+++ Task input
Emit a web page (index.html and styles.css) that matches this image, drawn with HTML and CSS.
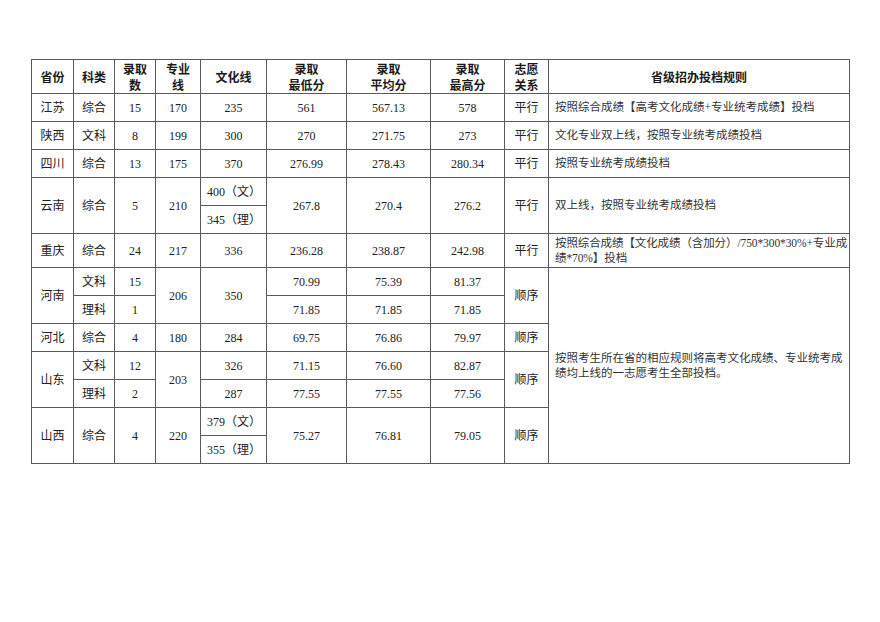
FILE: index.html
```html
<!DOCTYPE html>
<html lang="zh">
<head>
<meta charset="utf-8">
<title>录取分数</title>
<link rel="stylesheet" href="styles.css">
</head>
<body>
<div class="page">
<table class="score">
<colgroup>
<col class="c1"><col class="c2"><col class="c3"><col class="c4"><col class="c5"><col class="c6"><col class="c7"><col class="c8"><col class="c9"><col class="c10">
</colgroup>
<thead>
<tr class="tall">
<th>省份</th><th>科类</th><th>录取<br>数</th><th>专业<br>线</th><th>文化线</th><th>录取<br>最低分</th><th>录取<br>平均分</th><th>录取<br>最高分</th><th>志愿<br>关系</th><th>省级招办投档规则</th>
</tr>
</thead>
<tbody>
<tr class="r">
<td>江苏</td><td>综合</td><td>15</td><td>170</td><td>235</td><td>561</td><td>567.13</td><td>578</td><td>平行</td><td class="rule">按照综合成绩【高考文化成绩+专业统考成绩】投档</td>
</tr>
<tr class="r">
<td>陕西</td><td>文科</td><td>8</td><td>199</td><td>300</td><td>270</td><td>271.75</td><td>273</td><td>平行</td><td class="rule">文化专业双上线，按照专业统考成绩投档</td>
</tr>
<tr class="r">
<td>四川</td><td>综合</td><td>13</td><td>175</td><td>370</td><td>276.99</td><td>278.43</td><td>280.34</td><td>平行</td><td class="rule">按照专业统考成绩投档</td>
</tr>
<tr class="r">
<td rowspan="2">云南</td><td rowspan="2">综合</td><td rowspan="2">5</td><td rowspan="2">210</td><td class="sub">400（文）</td><td rowspan="2">267.8</td><td rowspan="2">270.4</td><td rowspan="2">276.2</td><td rowspan="2">平行</td><td rowspan="2" class="rule">双上线，按照专业统考成绩投档</td>
</tr>
<tr class="r">
<td class="sub">345（理）</td>
</tr>
<tr class="tall">
<td>重庆</td><td>综合</td><td>24</td><td>217</td><td>336</td><td>236.28</td><td>238.87</td><td>242.98</td><td>平行</td><td class="rule tight">按照综合成绩【文化成绩（含加分）/750*300*30%+专业成<br>绩*70%】投档</td>
</tr>
<tr class="r">
<td rowspan="2">河南</td><td>文科</td><td>15</td><td rowspan="2">206</td><td rowspan="2">350</td><td>70.99</td><td>75.39</td><td>81.37</td><td rowspan="2">顺序</td><td rowspan="7" class="rule">按照考生所在省的相应规则将高考文化成绩、专业统考成绩均上线的一志愿考生全部投档。</td>
</tr>
<tr class="r">
<td>理科</td><td>1</td><td>71.85</td><td>71.85</td><td>71.85</td>
</tr>
<tr class="r">
<td>河北</td><td>综合</td><td>4</td><td>180</td><td>284</td><td>69.75</td><td>76.86</td><td>79.97</td><td>顺序</td>
</tr>
<tr class="r">
<td rowspan="2">山东</td><td>文科</td><td>12</td><td rowspan="2">203</td><td>326</td><td>71.15</td><td>76.60</td><td>82.87</td><td rowspan="2">顺序</td>
</tr>
<tr class="r">
<td>理科</td><td>2</td><td>287</td><td>77.55</td><td>77.55</td><td>77.56</td>
</tr>
<tr class="r">
<td rowspan="2">山西</td><td rowspan="2">综合</td><td rowspan="2">4</td><td rowspan="2">220</td><td class="sub">379（文）</td><td rowspan="2">75.27</td><td rowspan="2">76.81</td><td rowspan="2">79.05</td><td rowspan="2">顺序</td>
</tr>
<tr class="r">
<td class="sub">355（理）</td>
</tr>
</tbody>
</table>
</div>
</body>
</html>
```

FILE: styles.css
```css
html, body {
  margin: 0;
  padding: 0;
  background: #ffffff;
}

.page {
  padding: 59px 0 0 31px;
}

.score {
  border-collapse: collapse;
  table-layout: fixed;
  width: 818px;
  font-family: "Liberation Serif", "Noto Sans CJK SC", serif;
  font-size: 12px;
  color: #222;
}

.c1 { width: 42px; }
.c2 { width: 41px; }
.c3 { width: 41px; }
.c4 { width: 45px; }
.c5 { width: 66px; }
.c6 { width: 80px; }
.c7 { width: 84px; }
.c8 { width: 74px; }
.c9 { width: 44px; }
.c10 { width: 301px; }

.score th,
.score td {
  border: 1px solid #5a5a5a;
  padding: 0;
  text-align: center;
  vertical-align: middle;
  line-height: 16px;
}

.score th {
  font-family: "Noto Sans CJK SC", sans-serif;
  font-weight: 700;
  font-size: 12px;
  color: #1a1a1a;
}

.score td {
  font-weight: 400;
}

.r { height: 28px; }
.tall { height: 34px; }

.score td.sub {
  text-align: left;
  padding-left: 6px;
}

.score td.rule {
  text-align: left;
  padding: 0 0 0 6px;
  font-size: 11.5px;
  line-height: 15px;
  color: #333;
}

.score td.tight {
  letter-spacing: -0.1px;
  white-space: nowrap;
}
```
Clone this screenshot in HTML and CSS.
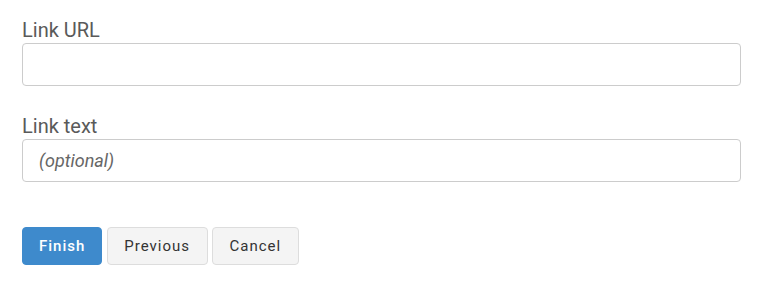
FILE: index.html
```html
<!DOCTYPE html>
<html>
<head>
<meta charset="utf-8">
<link rel="stylesheet" href="styles.css">
</head>
<body>
<form class="form">
  <div class="field">
    <label class="label" for="url">Link URL</label>
    <input class="input" id="url" type="text">
  </div>
  <div class="field">
    <label class="label" for="txt">Link text</label>
    <input class="input" id="txt" type="text" placeholder="(optional)">
  </div>
  <div class="actions">
    <button type="button" class="btn btn-primary">Finish</button>
    <button type="button" class="btn btn-default">Previous</button>
    <button type="button" class="btn btn-default">Cancel</button>
  </div>
</form>
</body>
</html>
```
FILE: styles.css
```css
html, body {
  margin: 0;
  padding: 0;
  background: #fff;
}
body {
  font-family: Roboto, "Liberation Sans", sans-serif;
}
.form {
  display: flex;
  flex-direction: column;
  padding: 18px 18px 0 22px;
}
.field {
  display: flex;
  flex-direction: column;
  margin-bottom: 28px;
}
.label {
  font-size: 20px;
  line-height: 25px;
  color: #5a5a5a;
}
.input {
  box-sizing: border-box;
  width: 719px;
  height: 43px;
  margin: 0;
  border: 1px solid #cccccc;
  border-radius: 4px;
  padding: 0 16px;
  font-family: Roboto, "Liberation Sans", sans-serif;
  font-size: 18px;
  color: #555;
  background: #fff;
  outline: none;
}
.input::placeholder {
  font-style: italic;
  color: #666;
}
.actions {
  display: flex;
  gap: 4.5px;
  margin-top: 17px;
}
.btn {
  box-sizing: border-box;
  height: 38px;
  padding: 0 16.5px;
  border-radius: 4px;
  font-family: Roboto, "Liberation Sans", sans-serif;
  font-size: 15px;
  letter-spacing: 1px;
  cursor: pointer;
}
.btn-primary {
  background: #3e8acc;
  border: 1px solid #3e8acc;
  color: #fff;
  font-weight: 500;
  padding: 0 16px;
}
.btn-default {
  background: #f4f4f4;
  border: 1px solid #dddddd;
  color: #333;
}
```
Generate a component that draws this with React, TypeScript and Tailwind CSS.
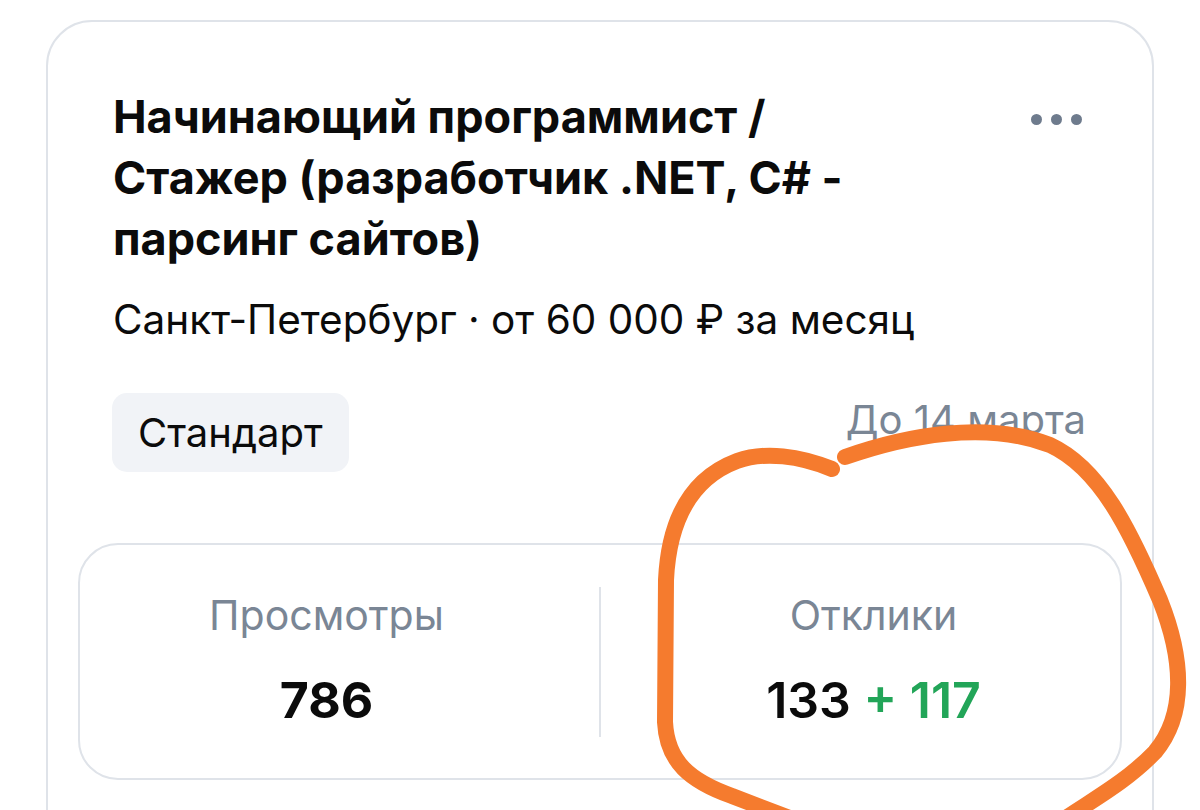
import React from 'react';

function MoreDots() {
  return (
    <div className="flex items-center gap-[9px] pt-[28px]">
      <span className="w-[11px] h-[11px] rounded-full bg-[#6e7b8d]" />
      <span className="w-[11px] h-[11px] rounded-full bg-[#6e7b8d]" />
      <span className="w-[11px] h-[11px] rounded-full bg-[#6e7b8d]" />
    </div>
  );
}

function Stat({ label, children, side }: { label: string; children: React.ReactNode; side: 'left' | 'right' }) {
  return (
    <div className={`flex-1 flex flex-col items-center pt-[46px] ${side === 'left' ? 'pr-[26px]' : 'pl-[26px]'}`}>
      <div className="text-[41px] leading-[48px] text-[#7a8695]">{label}</div>
      <div className="mt-[33px] text-[50px] leading-[56px]">{children}</div>
    </div>
  );
}

// hand-drawn marker circle around the responses block
function Scribble() {
  return (
    <svg className="absolute inset-0 pointer-events-none" width="1200" height="810" viewBox="0 0 1200 810">
      <g fill="none" stroke="#f57b2e" strokeWidth="16" strokeLinecap="round" strokeLinejoin="round">
        <path d="M832 469 C 800 456, 765 451, 737 461 C 692 478, 669 518, 666 580 L 665 722 C 667 762, 690 781, 732 796 L 800 822" />
        <path d="M845 457 C 905 436, 985 420, 1050 445 C 1100 468, 1130 530, 1160 600 C 1184 660, 1186 715, 1155 752 C 1125 783, 1092 800, 1060 822" />
      </g>
    </svg>
  );
}

export default function App() {
  return (
    <div className="relative h-[810px] overflow-hidden bg-white text-[#0b0b0b]" style={{ fontFamily: 'Inter, "Noto Sans", sans-serif' }}>
      <div className="ml-[46px] mt-[20px] w-[1108px] h-[900px] rounded-[46px] border-2 border-[#dfe3e9] px-[30px] pt-[64px]">
        <div className="grid grid-cols-[1fr_auto] items-start pl-[35px] pr-[40px]">
          <h1 className="text-[45px] leading-[61px] font-bold">
            <div className="whitespace-nowrap">Начинающий программист /</div>
            <div className="whitespace-nowrap">Стажер (разработчик .NET, C# -</div>
            <div className="whitespace-nowrap">парсинг сайтов)</div>
          </h1>
          <MoreDots />
        </div>

        <p className="pl-[35px] mt-[27px] text-[40.5px] leading-[48px] whitespace-nowrap">
          Санкт-Петербург · от 60 000 ₽ за месяц
        </p>

        <div className="flex justify-between items-start pl-[34px] pr-[36px] mt-[49px]">
          <div className="h-[79px] px-[26px] flex items-center rounded-[15px] bg-[#f1f3f7] text-[40px]">
            Стандарт
          </div>
          <div className="mt-[3px] text-[40px] leading-[48px] text-[#7a8695]">До 14 марта</div>
        </div>

        <div className="mt-[71px] h-[237px] rounded-[40px] border-2 border-[#dfe3e9] flex">
          <Stat label="Просмотры" side="left">
            <span className="font-bold">786</span>
          </Stat>
          <div className="w-[2px] self-center h-[150px] bg-[#dfe3e9]" />
          <Stat label="Отклики" side="right">
            <span className="font-semibold">133</span>
            <span className="font-semibold text-[#22a558]"> + 117</span>
          </Stat>
        </div>
      </div>
      <Scribble />
    </div>
  );
}
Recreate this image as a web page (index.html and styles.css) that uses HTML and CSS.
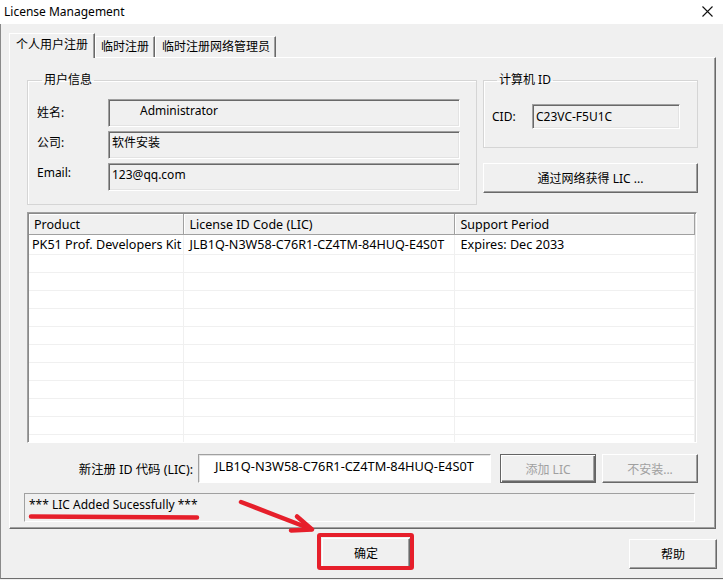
FILE: index.html
```html
<!DOCTYPE html>
<html lang="zh-CN">
    <head>
        <title>License Management</title>
        <meta charset="UTF-8">
        <link rel="stylesheet" href="styles.css">
    </head>
    <body>
        <div class="window">
            <div class="titlebar">
                <span class="title">License Management</span>
                <svg class="close" width="11" height="11" viewBox="0 0 11 11">
                    <path d="M0.5 0.5 L10.5 10.5 M10.5 0.5 L0.5 10.5" stroke="#111" stroke-width="1.1" fill="none"/>
                </svg>
            </div>

            <div class="frame">
                <div class="tabs">
                    <div class="tab active">个人用户注册</div>
                    <div class="tab">临时注册</div>
                    <div class="tab">临时注册网络管理员</div>
                </div>

                <div class="tabpage">
                    <div class="top-row">
                        <fieldset class="group user-info">
                            <legend>用户信息</legend>
                            <div class="form-row">
                                <label class="l1">姓名:</label>
                                <div class="field indent">Administrator</div>
                            </div>
                            <div class="form-row">
                                <label class="l2">公司:</label>
                                <div class="field">软件安装</div>
                            </div>
                            <div class="form-row">
                                <label class="l3">Email:</label>
                                <div class="field">123@qq.com</div>
                            </div>
                        </fieldset>

                        <div class="side">
                            <fieldset class="group cid-group">
                                <legend>计算机 ID</legend>
                                <div class="form-row">
                                    <label class="cid-label">CID:</label>
                                    <div class="field cid">C23VC-F5U1C</div>
                                </div>
                            </fieldset>
                            <button class="btn net-btn">通过网络获得 LIC ...</button>
                        </div>
                    </div>

                    <div class="list">
                        <table>
                            <colgroup>
                                <col class="c1"><col class="c2"><col class="c3">
                            </colgroup>
                            <thead>
                                <tr><th>Product</th><th>License ID Code (LIC)</th><th>Support Period</th></tr>
                            </thead>
                            <tbody>
                                <tr class="first"><td>PK51 Prof. Developers Kit</td><td>JLB1Q-N3W58-C76R1-CZ4TM-84HUQ-E4S0T</td><td>Expires: Dec 2033</td></tr>
                                <tr><td></td><td></td><td></td></tr>
                                <tr><td></td><td></td><td></td></tr>
                                <tr><td></td><td></td><td></td></tr>
                                <tr><td></td><td></td><td></td></tr>
                                <tr><td></td><td></td><td></td></tr>
                                <tr><td></td><td></td><td></td></tr>
                                <tr><td></td><td></td><td></td></tr>
                                <tr><td></td><td></td><td></td></tr>
                                <tr><td></td><td></td><td></td></tr>
                                <tr><td></td><td></td><td></td></tr>
                                <tr><td></td><td></td><td></td></tr>
                            </tbody>
                        </table>
                    </div>

                    <div class="new-row">
                        <label class="new-label">新注册 ID 代码 (LIC):</label>
                        <div class="edit">JLB1Q-N3W58-C76R1-CZ4TM-84HUQ-E4S0T</div>
                        <button class="btn small default" disabled>添加 LIC</button>
                        <button class="btn small" disabled>不安装...</button>
                    </div>

                    <div class="status">*** LIC Added Sucessfully ***</div>
                </div>

                <div class="footer">
                    <button class="btn ok">确定</button>
                    <button class="btn help">帮助</button>
                </div>
            </div>

            <svg class="marks" width="723" height="580" viewBox="0 0 723 580">
                <g stroke="#e61f2b" fill="none" stroke-linecap="round" stroke-linejoin="round">
                    <path d="M31 516.5 L197 517.5" stroke-width="4.5"/>
                    <path d="M241 502 L311 529" stroke-width="4.5"/>
                    <path d="M297 516.5 L312 529.5 L291 530.5" stroke-width="4.5"/>
                    <rect x="319" y="535" width="93" height="33" stroke-width="4" rx="1"/>
                </g>
            </svg>
        </div>
    </body>
</html>
```

FILE: styles.css
```css
body {
    margin: 0;
    font-family: 'Noto Sans', 'Noto Sans CJK SC', sans-serif;
    font-size: 12px;
    color: #000;
    background-color: #f0f0f0;
}

.window {
    position: relative;
    width: 723px;
    height: 580px;
    overflow: hidden;
    background-color: #f0f0f0;
}

.titlebar {
    height: 24px;
    background-color: #fff;
    display: flex;
    align-items: center;
    justify-content: space-between;
    padding: 0 10px 0 4px;
}
    .titlebar .title {
        font-size: 12px;
        margin-top: -1px;
    }
    .titlebar .close {
        margin-top: -1px;
    }

.frame {
    border-left: 1px solid #8a8a8a;
    border-bottom: 1px solid #6e6e6e;
    padding-top: 9px;
    box-sizing: border-box;
    height: 555px;
}

/* tabs */
.tabs {
    display: flex;
    align-items: flex-end;
    height: 24px;
    margin-left: 8px;
}

.tab {
    height: 21px;
    line-height: 20px;
    padding: 0 5px;
    box-sizing: border-box;
    border-top: 1px solid #fff;
    border-left: 1px solid #fff;
    border-right: 1px solid #696969;
    box-shadow: inset -1px 0 0 #a0a0a0;
    white-space: nowrap;
}
    .tab:last-child {
        padding: 0 5px 0 6px;
    }
    .tab.active {
        height: 25px;
        line-height: 22px;
        padding: 0 6px 0 6px;
        margin-bottom: -1px;
        position: relative;
        z-index: 1;
        background-color: #f0f0f0;
        width: 86px;
    }

.tabpage {
    margin-left: 8px;
    width: 707px;
    height: 472px;
    box-sizing: border-box;
    border-top: 1px solid #fff;
    border-left: 1px solid #fff;
    border-right: 1px solid #696969;
    border-bottom: 1px solid #696969;
    box-shadow: inset -1px -1px 0 #a0a0a0;
    padding-top: 15px;
}

/* group boxes */
.top-row {
    display: flex;
    align-items: flex-start;
}

.group {
    margin: 0;
    padding: 0;
    border: 1px solid #d5d5d5;
    box-shadow: inset 1px 1px 0 #fff;
    min-width: 0;
}
    .group legend {
        line-height: 14px;
        padding: 0 2px;
        margin-left: 5px;
    }

.user-info {
    margin-left: 17px;
    width: 450px;
    box-sizing: border-box;
    padding: 12px 0 13px 9px;
}

.form-row {
    display: flex;
    align-items: center;
}
    .form-row + .form-row {
        margin-top: 4px;
    }
    .form-row label {
        width: 71px;
        flex: none;
    }
    .form-row label.l1,
    .form-row label.l2,
    .form-row label.l3 {
        align-self: flex-start;
        line-height: 16px;
        padding-top: 6px;
    }
    .form-row label.l2 {
        padding-top: 4px;
    }
    .form-row label.l3 {
        padding-top: 2px;
    }

.field {
    width: 352px;
    height: 28px;
    box-sizing: border-box;
    border-top: 1px solid #a0a0a0;
    border-left: 1px solid #a0a0a0;
    border-bottom: 1px solid #fff;
    border-right: 1px solid #fff;
    box-shadow: inset 1px 1px 0 #696969, inset -1px -1px 0 #e3e3e3;
    padding: 2px 3px 0;
    line-height: 18px;
    white-space: nowrap;
}
    .field.indent {
        padding-left: 31px;
    }

.side {
    margin-left: 6px;
    width: 215px;
}

.cid-group {
    width: 215px;
    box-sizing: border-box;
    padding: 17px 0 18px 8px;
}
    .cid-group .cid-label {
        width: 40px;
    }
    .field.cid {
        width: 148px;
        height: 25px;
        padding-top: 3px;
    }

/* buttons */
.btn {
    font-family: inherit;
    font-size: 12px;
    color: #000;
    background-color: #f0f0f0;
    border-top: 1px solid #fff;
    border-left: 1px solid #fff;
    border-right: 1px solid #696969;
    border-bottom: 1px solid #696969;
    box-shadow: inset -1px -1px 0 #a0a0a0;
    padding: 0;
    height: 30px;
    box-sizing: border-box;
}
    .btn:disabled {
        color: #a0a0a0;
    }
    .btn.default {
        border: 1px solid #646464;
        box-shadow: inset 1px 1px 0 #fff, inset -1px -1px 0 #696969, inset -2px -2px 0 #a0a0a0;
    }

.net-btn {
    width: 215px;
    margin-top: 15px;
    display: block;
}

/* license list */
.list {
    margin: 7px 0 0 17px;
    width: 670px;
    height: 231px;
    box-sizing: border-box;
    border-top: 1px solid #a0a0a0;
    border-left: 1px solid #a0a0a0;
    border-bottom: 1px solid #fff;
    border-right: 1px solid #fff;
    box-shadow: inset 1px 1px 0 #8a8a8a, inset -1px -1px 0 #e3e3e3;
    padding: 1px;
    overflow: hidden;
}

table {
    width: 100%;
    border-collapse: collapse;
    table-layout: fixed;
    background-color: #fff;
}

col.c1 { width: 154px; }
col.c2 { width: 271px; }

th {
    font-weight: normal;
    font-size: 12.5px;
    text-align: left;
    height: 20px;
    padding: 0 0 0 5px;
    background-color: #f0f0f0;
    border-right: 1px solid #a0a0a0;
    border-bottom: 1px solid #a0a0a0;
    box-shadow: inset 1px 1px 0 #fff;
    white-space: nowrap;
}
    th + th {
        padding-left: 6px;
    }

td {
    height: 17px;
    font-size: 12.6px;
    padding: 0 0 0 3px;
    border-right: 1px solid #f0f0f0;
    border-bottom: 1px solid #f0f0f0;
    white-space: nowrap;
    overflow: hidden;
    line-height: 17px;
}
    td + td {
        padding-left: 6px;
    }
    tr.first td {
        height: 19px;
    }

/* new lic row */
.new-row {
    display: flex;
    align-items: center;
    margin-top: 11px;
}

.new-label {
    width: 183px;
    text-align: right;
    font-size: 12.4px;
}

.edit {
    margin-left: 5px;
    width: 293px;
    height: 29px;
    box-sizing: border-box;
    background-color: #fff;
    border-top: 1px solid #a0a0a0;
    border-left: 1px solid #a0a0a0;
    border-bottom: 1px solid #fff;
    border-right: 1px solid #fff;
    box-shadow: inset 1px 1px 0 #e3e3e3;
    padding: 3px 0 0 16px;
    font-size: 12.8px;
    line-height: 16px;
    white-space: nowrap;
}

.btn.small {
    width: 96px;
    height: 29px;
    margin-left: 6px;
}
    .btn.small.default {
        margin-left: 9px;
    }

.status {
    margin: 10px 0 0 14px;
    width: 671px;
    height: 29px;
    box-sizing: border-box;
    border-top: 1px solid #a0a0a0;
    border-left: 1px solid #a0a0a0;
    border-bottom: 1px solid #fff;
    border-right: 1px solid #fff;
    padding: 3px 0 0 4px;
    line-height: 16px;
}

/* dialog buttons */
.footer {
    display: flex;
    padding-top: 9px;
}

.btn.ok {
    margin-left: 321px;
    width: 88px;
}

.btn.help {
    margin-left: auto;
    margin-right: 6px;
    width: 88px;
    margin-top: 1px;
}

.marks {
    position: absolute;
    left: 0;
    top: 0;
    pointer-events: none;
}
```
++++++
**What you should do**.
Copy each line in the data that holds the word "React".

**Solution**.
Generate a component that draws this with React, TypeScript and Tailwind CSS.
import React from 'react';
function Stat({ label, children, side }: { label: string; children: React.ReactNode; side: 'left' | 'right' }) {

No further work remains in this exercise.